Debugging: MATLAB provides a built-in debugger, which allows you to step through your code line by line. Use this to identify and fix any bugs in your code.
Testing: Always test your implementation using different audio samples to ensure your solution works under various conditions. This helps ensure the robustness of your code.
Visualization: MATLAB allows you to visualize your results using functions like subplot(), plot(), stem(), and imagesc(). Graphs and plots are crucial for demonstrating your results and understanding the behavior of your algorithm.

6. Writing the Paper

Once your MATLAB code is working, the next step is to write a paper detailing your findings and methodology. Here’s how to structure your paper:

Introduction: Provide an overview of the problem, its significance, and the main objectives of your project.
Problem Statement: Clearly define the problem you're solving and explain the rationale behind your approach.
Signal Analysis: Describe the characteristics of the audio signals you're working with, including any challenges you encountered in analyzing the data.
Methodology: Discuss the algorithms, techniques, and tools you used to process and analyze the audio signals. Provide a step-by-step explanation of your approach.
Results and Discussion: Present the results of your implementation, including any graphs, plots, and tables. Discuss the accuracy of your solution and any challenges you faced during implementation.
Conclusion: Summarize your work and suggest future improvements or areas for further research.

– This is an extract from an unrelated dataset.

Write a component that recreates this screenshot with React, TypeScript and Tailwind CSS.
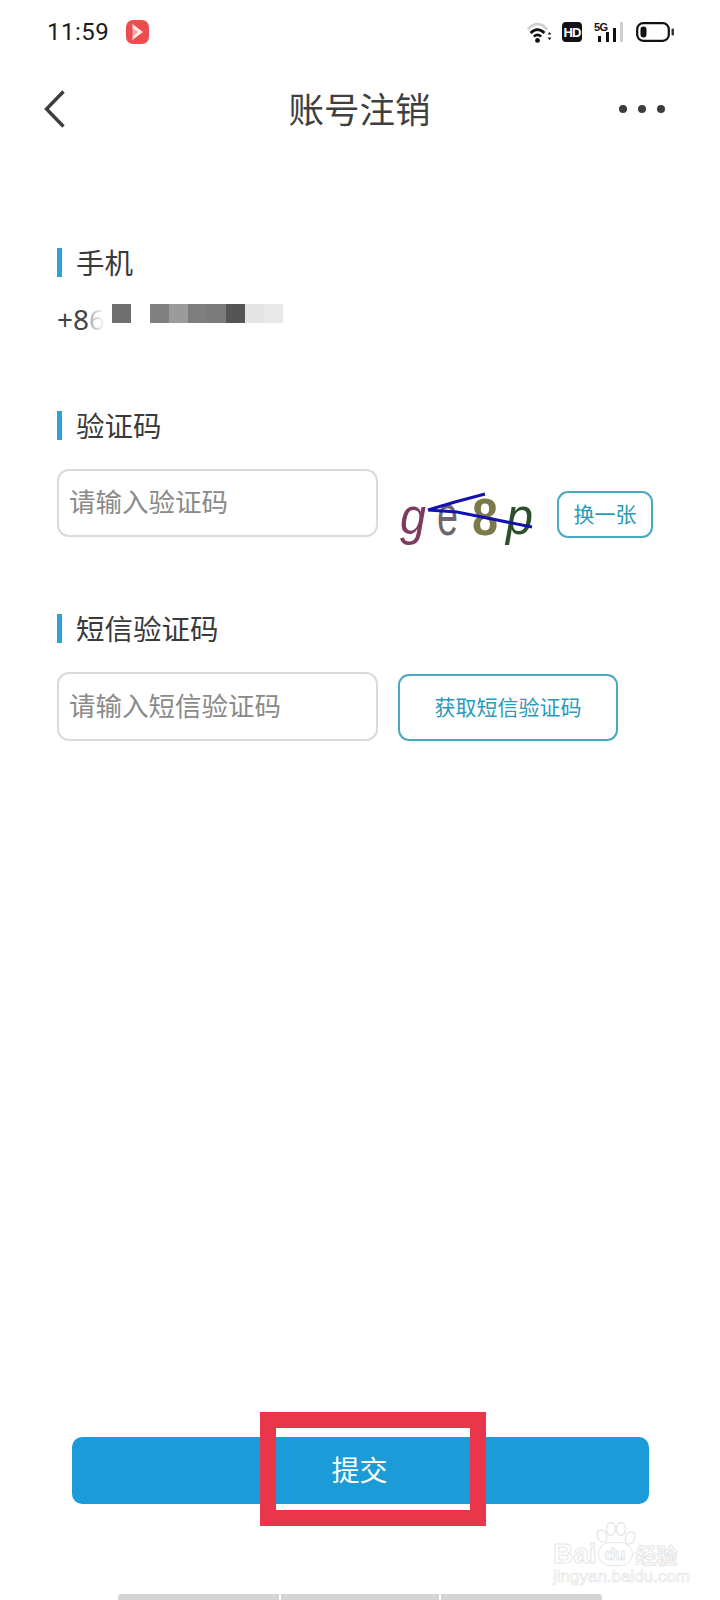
import React from "react";

const cjk = "font-['Noto_Sans_CJK_SC',sans-serif]";

function Label({ text }: { text: string }) {
  return (
    <div className="flex h-[29px] items-center">
      <div className="h-[29px] w-[5px] bg-[#2ea3d0]" />
      <span className="ml-[14px] pb-[2px] text-[28.5px] leading-[29px] text-[#3a3a3a]">{text}</span>
    </div>
  );
}

function Wifi() {
  return (
    <svg width="25" height="21" viewBox="0 0 25 21" fill="none">
      <path d="M0.8 7.5 C6.5 0.2 14.5 0.2 20.2 7.5" stroke="#cfcfcf" strokeWidth="2.8" />
      <path d="M3.6 11 C8 6.6 13 6.6 17.4 11" stroke="#111" strokeWidth="2.8" />
      <path d="M6.8 14.6 C9.5 12 11.5 12 14.2 14.6" stroke="#111" strokeWidth="2.6" />
      <circle cx="10.5" cy="18.4" r="2.4" fill="#111" />
      <path d="M20.5 12.6 L22.5 10 L24.5 12.6 Z M20.5 15.6 L22.5 18.2 L24.5 15.6 Z" fill="#222" />
    </svg>
  );
}

function Signal() {
  return (
    <div className="relative h-[20px] w-[29px]">
      <span className="absolute left-0 top-[-2px] font-['Liberation_Sans',sans-serif] text-[11px] font-bold leading-[14px] tracking-[-0.5px] text-[#111]">
        5G
      </span>
      <svg className="absolute left-0 top-0" width="29" height="20" viewBox="0 0 29 20">
        <rect x="4" y="14" width="3" height="6" fill="#111" />
        <rect x="12" y="10" width="3" height="10" fill="#111" />
        <rect x="19" y="6" width="3" height="14" fill="#111" />
        <rect x="26" y="0" width="3" height="20" fill="#cfcfcf" />
      </svg>
    </div>
  );
}

function Battery() {
  return (
    <svg width="38" height="20" viewBox="0 0 38 20" fill="none">
      <rect x="1.2" y="1.2" width="31.6" height="17.6" rx="6" stroke="#111" strokeWidth="2.2" />
      <rect x="4.5" y="4.5" width="6" height="11" rx="3" fill="#111" />
      <rect x="35.5" y="6.5" width="2.5" height="7" rx="1" fill="#333" />
    </svg>
  );
}

function Captcha() {
  return (
    <svg className="ml-[22px] shrink-0" width="135" height="78" viewBox="0 0 135 78">
      <g transform="translate(0 24)">
        <g fontFamily="'Liberation Sans', sans-serif">
          <text x="0" y="41" fontSize="52" fontStyle="italic" fill="#7d3a63" textLength="26" lengthAdjust="spacingAndGlyphs">g</text>
          <text x="37" y="42" fontSize="58" fill="#6d6670" textLength="21" lengthAdjust="spacingAndGlyphs">e</text>
          <text x="72" y="42" fontSize="52" fontWeight="bold" fill="#7d7a4a" textLength="26" lengthAdjust="spacingAndGlyphs">8</text>
          <text x="106" y="41" fontSize="52" fontStyle="italic" fill="#2e4f2e" textLength="27" lengthAdjust="spacingAndGlyphs">p</text>
        </g>
        <path d="M28 17 L55 9 L85 1 M28 17 L57 19 L97 27 L132 34" stroke="#1212b0" strokeWidth="3" fill="none" />
      </g>
    </svg>
  );
}

function Watermark() {
  return (
    <div className="absolute left-[553px] top-[1522px] w-[130px] text-transparent [-webkit-text-stroke:1px_#e6e6e6]">
      <svg className="absolute left-[40px] top-0" width="50" height="30" viewBox="0 0 50 30" fill="none" stroke="#e6e6e6" strokeWidth="1.3">
        <ellipse cx="9" cy="14" rx="4.5" ry="6.5" transform="rotate(-25 9 14)" />
        <ellipse cx="18" cy="7" rx="4.5" ry="6.5" />
        <ellipse cx="28" cy="7" rx="4.5" ry="6.5" />
        <ellipse cx="37" cy="16" rx="4.5" ry="6.5" transform="rotate(25 37 16)" />
      </svg>
      <div className="mt-[20px] flex h-[24px] items-center font-['Liberation_Sans',sans-serif]">
        <span className="text-[28px] font-bold leading-[24px]">Bai</span>
        <span className="ml-[1px] flex h-[24px] w-[35px] shrink-0 items-center justify-center rounded-full border border-[#e6e6e6] text-[17px] font-bold leading-none">du</span>
        <span className={`${cjk} ml-[3px] whitespace-nowrap text-[21px] font-bold leading-[24px]`}>经验</span>
      </div>
      <div className="mt-[2px] whitespace-nowrap font-['Liberation_Sans',sans-serif] text-[17px] leading-[17px] [-webkit-text-stroke:0.7px_#e6e6e6]">
        jingyan.baidu.com
      </div>
    </div>
  );
}

const mask = ["bg-[#808080]", "bg-[#9b9b9b]", "bg-[#7e7e7e]", "bg-[#7a7a7a]", "bg-[#555555]", "bg-[#e4e4e4]", "bg-[#e8e8e8]"];

export default function App() {
  return (
    <div className={`${cjk} relative flex h-[1600px] w-[720px] flex-col overflow-hidden bg-white`}>
      <div className="flex h-[64px] items-center pl-[47px] pr-[46px]">
        <span className="font-['Roboto',sans-serif] text-[24px] leading-none tracking-[0.5px] text-[#1c1c1c]">11:59</span>
        <div className="ml-[17px] flex h-[24px] w-[23px] items-center justify-center rounded-[7px] bg-[#ee4d4f]">
          <svg width="11" height="16" viewBox="0 0 11 16">
            <path d="M0.5 0 L11 8 L0.5 16 L0.5 12 L5.5 8 L0.5 4.5 Z" fill="#ffe6e6" />
            <path d="M0.5 4.5 L5.5 8 L0.5 12 Z" fill="#f9a5a5" />
          </svg>
        </div>
        <div className="ml-auto flex items-center">
          <Wifi />
          <div className="ml-[10px] flex h-[20px] w-[20px] items-center justify-center rounded-[4px] bg-[#111] font-['Liberation_Sans',sans-serif] text-[13px] font-bold leading-none tracking-[-0.8px] text-white">
            HD
          </div>
          <div className="ml-[12px]">
            <Signal />
          </div>
          <div className="ml-[13px]">
            <Battery />
          </div>
        </div>
      </div>

      <div className="grid h-[90px] grid-cols-[1fr_auto_1fr] items-center pl-[44px] pr-[55px]">
        <svg width="21" height="38" viewBox="0 0 21 38" fill="none">
          <path d="M19.5 1.5 L2.5 19 L19.5 36.5" stroke="#3d3d3d" strokeWidth="3.4" />
        </svg>
        <span className="ml-[10px] pb-[2px] text-[35.5px] leading-none text-[#3f3f3f]">账号注销</span>
        <div className="flex gap-[11px] justify-self-end">
          <div className="h-[8px] w-[8px] rounded-full bg-[#3d3d3d]" />
          <div className="h-[8px] w-[8px] rounded-full bg-[#3d3d3d]" />
          <div className="h-[8px] w-[8px] rounded-full bg-[#3d3d3d]" />
        </div>
      </div>

      <div className="flex flex-col pl-[57px] pt-[94px]">
        <Label text="手机" />
        <div className="mt-[26px] flex h-[34px] items-start">
          <span className="font-['Noto_Sans',sans-serif] text-[28px] leading-[32px] text-[#444]">+8</span>
          <span className="bg-linear-to-r from-[#aaaaaa] to-[#ffffff] bg-clip-text font-['Noto_Sans',sans-serif] text-[28px] leading-[32px] text-transparent">6</span>
          <div className="mt-[1px] ml-[7px] h-[19px] w-[19px] bg-[#6e6e6e]" />
          <div className="mt-[1px] ml-[19px] flex">
            {mask.map((c, i) => (
              <div key={i} className={`h-[19px] w-[19px] ${c}`} />
            ))}
          </div>
        </div>

        <div className="mt-[74px]">
          <Label text="验证码" />
        </div>
        <div className="mt-[29px] flex h-[68px] items-start">
          <div className="flex h-[68px] w-[321px] items-center rounded-[12px] border-2 border-[#dadada] pb-[4px] pl-[10px] text-[26.5px] text-[#8a8a8a]">
            请输入验证码
          </div>
          <Captcha />
          <div className="mt-[22px] ml-[22px] flex h-[47px] w-[96px] items-center justify-center rounded-[11px] border-2 border-[#4aa8bf] pb-[2px] text-[21px] text-[#2a9ab8]">
            换一张
          </div>
        </div>

        <div className="mt-[77px]">
          <Label text="短信验证码" />
        </div>
        <div className="mt-[29px] flex items-start">
          <div className="flex h-[69px] w-[321px] items-center rounded-[12px] border-2 border-[#dadada] pb-[4px] pl-[10px] text-[26.5px] text-[#8a8a8a]">
            请输入短信验证码
          </div>
          <div className="mt-[2px] ml-[20px] flex h-[67px] w-[220px] items-center justify-center rounded-[11px] border-2 border-[#4aa8bf] pb-[2px] text-[21px] text-[#2a9ab8]">
            获取短信验证码
          </div>
        </div>
      </div>

      <div className="mt-auto mb-[96px] ml-[72px] flex h-[67px] w-[577px] items-center justify-center rounded-[10px] bg-[#1b9cd8] pb-[4px] pr-[2px] text-[28px] text-white">
        提交
      </div>

      <div className="absolute left-[260px] top-[1412px] h-[114px] w-[226px] border-[16px] border-[#e9364b]" />
      <Watermark />

      <div className="absolute bottom-0 left-[118px] flex h-[6px] w-[484px] gap-[2px] overflow-hidden rounded-t-[4px]">
        <div className="w-[161px] bg-[#d4d4d4]" />
        <div className="w-[158px] bg-[#d4d4d4]" />
        <div className="flex-1 bg-[#d4d4d4]" />
      </div>
    </div>
  );
}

Your paper should follow the IEEE two-column format and include at least 2-3 references to existing research papers that support your approach.

Conclusion

MATLAB-based audio signal processing assignments can be complex, but by following a structured approach—selecting an interesting topic, conducting thorough signal analysis, developing an effective solution, and presenting your findings clearly—you can complete your project with confidence. Keep in mind that a successful assignment requires a balance between technical rigor and clear communication. By following the steps outlined in this guide, you will be well on your way to mastering MATLAB for audio signal processing.